***** DATA *****

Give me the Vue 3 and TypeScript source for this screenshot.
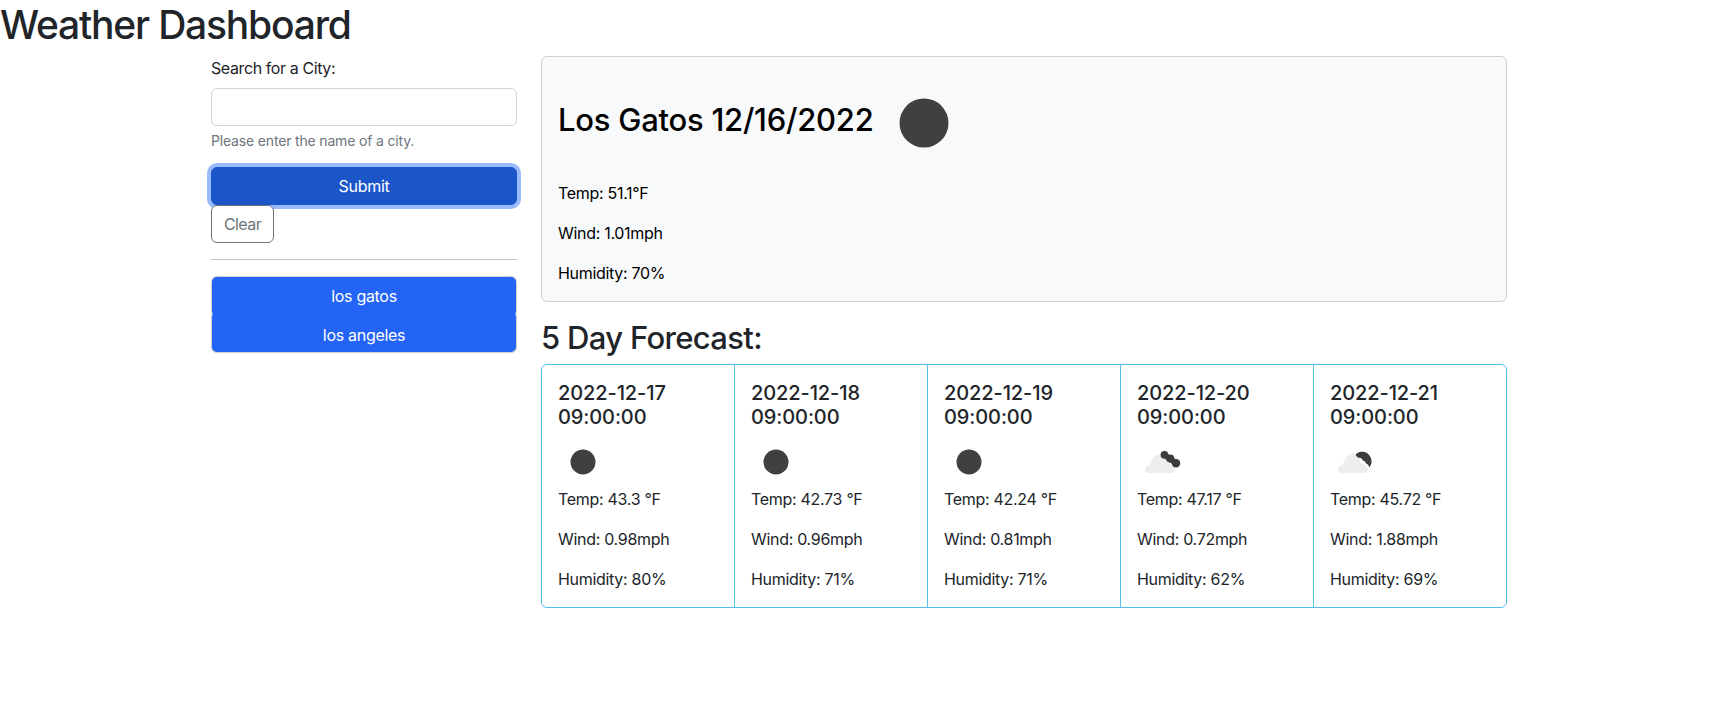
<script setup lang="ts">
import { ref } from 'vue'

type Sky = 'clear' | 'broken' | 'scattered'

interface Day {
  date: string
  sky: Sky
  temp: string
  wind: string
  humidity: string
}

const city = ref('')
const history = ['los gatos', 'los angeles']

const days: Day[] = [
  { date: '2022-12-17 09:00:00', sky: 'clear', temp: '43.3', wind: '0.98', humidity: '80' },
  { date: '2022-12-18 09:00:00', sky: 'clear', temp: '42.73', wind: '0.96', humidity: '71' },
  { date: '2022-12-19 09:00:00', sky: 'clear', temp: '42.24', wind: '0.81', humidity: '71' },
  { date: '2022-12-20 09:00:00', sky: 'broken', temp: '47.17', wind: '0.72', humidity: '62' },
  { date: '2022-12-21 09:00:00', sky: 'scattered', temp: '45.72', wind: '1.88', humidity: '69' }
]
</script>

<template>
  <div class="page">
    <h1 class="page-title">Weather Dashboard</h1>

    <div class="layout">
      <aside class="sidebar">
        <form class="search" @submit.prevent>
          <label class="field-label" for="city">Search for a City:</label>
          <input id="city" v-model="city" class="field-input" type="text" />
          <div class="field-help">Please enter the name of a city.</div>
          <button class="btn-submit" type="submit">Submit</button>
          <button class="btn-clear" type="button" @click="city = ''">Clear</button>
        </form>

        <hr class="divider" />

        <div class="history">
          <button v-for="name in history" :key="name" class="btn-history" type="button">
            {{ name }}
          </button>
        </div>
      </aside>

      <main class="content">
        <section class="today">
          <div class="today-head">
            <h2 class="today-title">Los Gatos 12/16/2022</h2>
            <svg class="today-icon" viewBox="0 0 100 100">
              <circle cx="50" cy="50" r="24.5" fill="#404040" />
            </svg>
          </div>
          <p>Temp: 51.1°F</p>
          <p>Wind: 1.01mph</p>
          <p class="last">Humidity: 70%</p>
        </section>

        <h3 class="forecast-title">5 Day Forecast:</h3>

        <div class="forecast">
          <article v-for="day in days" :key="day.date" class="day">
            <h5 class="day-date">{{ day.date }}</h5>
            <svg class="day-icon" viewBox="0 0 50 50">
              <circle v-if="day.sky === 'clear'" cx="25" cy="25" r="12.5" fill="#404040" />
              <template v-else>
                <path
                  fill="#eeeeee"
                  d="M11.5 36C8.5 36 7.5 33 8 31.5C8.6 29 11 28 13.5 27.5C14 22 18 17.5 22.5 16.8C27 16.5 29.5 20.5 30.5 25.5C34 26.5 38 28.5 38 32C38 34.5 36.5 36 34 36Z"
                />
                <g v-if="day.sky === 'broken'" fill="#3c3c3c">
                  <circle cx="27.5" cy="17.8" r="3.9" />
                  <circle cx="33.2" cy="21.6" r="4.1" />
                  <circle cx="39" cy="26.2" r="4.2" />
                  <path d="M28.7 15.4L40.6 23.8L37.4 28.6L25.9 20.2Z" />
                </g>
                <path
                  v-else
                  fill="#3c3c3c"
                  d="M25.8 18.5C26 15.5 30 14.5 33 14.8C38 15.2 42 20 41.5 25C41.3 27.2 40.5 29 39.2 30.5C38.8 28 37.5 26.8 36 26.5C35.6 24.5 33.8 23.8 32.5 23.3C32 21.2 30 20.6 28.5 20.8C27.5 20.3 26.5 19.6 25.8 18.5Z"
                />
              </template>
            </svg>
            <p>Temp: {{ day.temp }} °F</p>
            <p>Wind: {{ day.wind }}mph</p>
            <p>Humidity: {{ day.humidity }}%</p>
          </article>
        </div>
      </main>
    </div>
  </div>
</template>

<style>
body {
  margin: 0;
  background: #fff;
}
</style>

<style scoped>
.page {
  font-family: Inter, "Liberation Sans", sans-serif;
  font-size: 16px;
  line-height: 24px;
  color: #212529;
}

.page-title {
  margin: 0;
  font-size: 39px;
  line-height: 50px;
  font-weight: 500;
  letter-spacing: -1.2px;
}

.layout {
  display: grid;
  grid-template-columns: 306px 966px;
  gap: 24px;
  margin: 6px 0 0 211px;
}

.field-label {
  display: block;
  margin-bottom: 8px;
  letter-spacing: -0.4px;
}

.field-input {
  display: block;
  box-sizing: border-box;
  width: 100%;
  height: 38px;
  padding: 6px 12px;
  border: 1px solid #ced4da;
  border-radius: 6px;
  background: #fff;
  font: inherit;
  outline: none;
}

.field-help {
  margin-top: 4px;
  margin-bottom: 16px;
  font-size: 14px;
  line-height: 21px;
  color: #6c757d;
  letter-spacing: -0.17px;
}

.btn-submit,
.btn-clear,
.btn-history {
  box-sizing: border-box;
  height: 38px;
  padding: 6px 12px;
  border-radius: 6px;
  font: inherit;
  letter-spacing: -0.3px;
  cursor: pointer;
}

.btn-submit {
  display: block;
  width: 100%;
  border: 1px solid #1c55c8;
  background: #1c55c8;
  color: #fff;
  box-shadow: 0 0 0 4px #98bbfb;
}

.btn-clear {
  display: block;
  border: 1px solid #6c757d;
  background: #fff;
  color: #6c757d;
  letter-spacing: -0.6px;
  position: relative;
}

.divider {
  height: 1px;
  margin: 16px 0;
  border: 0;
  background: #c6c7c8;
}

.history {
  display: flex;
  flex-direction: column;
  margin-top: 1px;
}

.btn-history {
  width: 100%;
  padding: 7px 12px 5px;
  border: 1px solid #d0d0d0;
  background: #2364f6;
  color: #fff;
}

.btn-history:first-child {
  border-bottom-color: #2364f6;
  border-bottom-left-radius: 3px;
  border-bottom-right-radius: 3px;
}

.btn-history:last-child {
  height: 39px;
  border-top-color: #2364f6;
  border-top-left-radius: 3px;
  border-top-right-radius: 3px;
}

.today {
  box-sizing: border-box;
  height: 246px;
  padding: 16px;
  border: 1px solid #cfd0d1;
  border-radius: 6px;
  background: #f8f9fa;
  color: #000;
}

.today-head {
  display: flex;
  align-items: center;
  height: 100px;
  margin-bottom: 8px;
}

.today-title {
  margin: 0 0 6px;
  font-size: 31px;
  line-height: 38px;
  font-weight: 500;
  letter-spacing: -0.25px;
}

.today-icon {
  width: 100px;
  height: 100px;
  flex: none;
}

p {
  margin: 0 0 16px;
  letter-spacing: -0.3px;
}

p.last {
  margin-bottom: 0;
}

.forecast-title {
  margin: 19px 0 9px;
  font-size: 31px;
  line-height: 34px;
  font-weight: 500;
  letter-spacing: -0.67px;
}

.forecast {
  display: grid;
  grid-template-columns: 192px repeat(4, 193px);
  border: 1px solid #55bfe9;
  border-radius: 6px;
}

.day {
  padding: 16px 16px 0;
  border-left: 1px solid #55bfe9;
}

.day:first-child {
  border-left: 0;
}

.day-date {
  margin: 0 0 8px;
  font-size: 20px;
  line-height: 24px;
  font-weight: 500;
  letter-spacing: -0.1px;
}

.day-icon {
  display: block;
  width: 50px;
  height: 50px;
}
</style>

*****
***** DATA *****

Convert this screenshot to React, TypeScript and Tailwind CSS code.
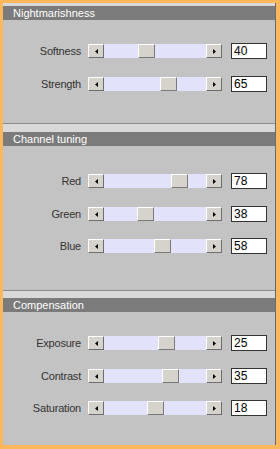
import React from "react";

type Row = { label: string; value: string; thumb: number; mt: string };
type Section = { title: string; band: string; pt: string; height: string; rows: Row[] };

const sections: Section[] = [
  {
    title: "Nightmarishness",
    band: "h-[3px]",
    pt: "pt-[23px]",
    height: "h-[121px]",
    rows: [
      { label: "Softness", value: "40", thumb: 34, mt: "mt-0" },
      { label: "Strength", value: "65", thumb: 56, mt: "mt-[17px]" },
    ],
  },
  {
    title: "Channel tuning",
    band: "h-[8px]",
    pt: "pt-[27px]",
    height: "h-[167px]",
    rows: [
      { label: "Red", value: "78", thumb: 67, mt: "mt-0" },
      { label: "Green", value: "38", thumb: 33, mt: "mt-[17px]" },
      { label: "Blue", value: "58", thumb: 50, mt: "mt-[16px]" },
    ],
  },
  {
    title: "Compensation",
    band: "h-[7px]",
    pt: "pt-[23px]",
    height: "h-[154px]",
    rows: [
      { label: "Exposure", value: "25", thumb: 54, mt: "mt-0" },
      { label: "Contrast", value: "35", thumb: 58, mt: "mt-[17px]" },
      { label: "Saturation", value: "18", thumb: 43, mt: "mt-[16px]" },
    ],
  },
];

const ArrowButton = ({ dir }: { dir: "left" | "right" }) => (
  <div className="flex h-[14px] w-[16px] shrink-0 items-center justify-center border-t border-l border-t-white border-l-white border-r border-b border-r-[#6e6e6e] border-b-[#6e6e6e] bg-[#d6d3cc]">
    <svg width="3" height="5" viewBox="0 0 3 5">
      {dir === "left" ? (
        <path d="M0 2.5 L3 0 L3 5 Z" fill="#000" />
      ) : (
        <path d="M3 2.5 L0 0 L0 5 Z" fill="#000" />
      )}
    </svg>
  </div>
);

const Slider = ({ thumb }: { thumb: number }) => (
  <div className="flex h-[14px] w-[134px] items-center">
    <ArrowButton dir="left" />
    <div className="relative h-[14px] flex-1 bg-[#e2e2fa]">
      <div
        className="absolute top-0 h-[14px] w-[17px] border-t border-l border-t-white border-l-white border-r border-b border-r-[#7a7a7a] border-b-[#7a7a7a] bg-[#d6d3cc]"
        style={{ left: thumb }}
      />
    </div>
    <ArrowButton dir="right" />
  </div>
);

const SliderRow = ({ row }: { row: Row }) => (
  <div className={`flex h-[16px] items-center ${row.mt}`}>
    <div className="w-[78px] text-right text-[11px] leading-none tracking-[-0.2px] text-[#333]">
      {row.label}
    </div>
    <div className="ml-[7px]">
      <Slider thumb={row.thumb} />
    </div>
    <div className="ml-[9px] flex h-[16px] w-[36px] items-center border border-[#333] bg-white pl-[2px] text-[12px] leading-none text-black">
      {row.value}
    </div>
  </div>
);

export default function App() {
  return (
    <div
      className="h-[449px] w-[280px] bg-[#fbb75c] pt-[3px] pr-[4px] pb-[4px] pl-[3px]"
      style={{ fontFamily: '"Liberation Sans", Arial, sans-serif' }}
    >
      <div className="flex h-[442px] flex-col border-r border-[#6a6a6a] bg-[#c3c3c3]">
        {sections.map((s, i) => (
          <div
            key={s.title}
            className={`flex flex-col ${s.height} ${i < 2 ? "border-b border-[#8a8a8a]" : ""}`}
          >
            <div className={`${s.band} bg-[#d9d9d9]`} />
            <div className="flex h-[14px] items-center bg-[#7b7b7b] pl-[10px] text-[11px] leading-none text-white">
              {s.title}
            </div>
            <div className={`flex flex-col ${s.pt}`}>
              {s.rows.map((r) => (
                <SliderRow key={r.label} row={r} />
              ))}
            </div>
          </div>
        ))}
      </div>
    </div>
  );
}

*****

EXERCISE REQUIREMENTS
Make an exact copy of the lines from the one containing "Give me the" to the one containing "const history = ['los gatos', 'los angeles']", keeping both and leaving out every picture.

RESULT OF THE EXERCISE
Give me the Vue 3 and TypeScript source for this screenshot.
<script setup lang="ts">
import { ref } from 'vue'

type Sky = 'clear' | 'broken' | 'scattered'

interface Day {
  date: string
  sky: Sky
  temp: string
  wind: string
  humidity: string
}

const city = ref('')
const history = ['los gatos', 'los angeles']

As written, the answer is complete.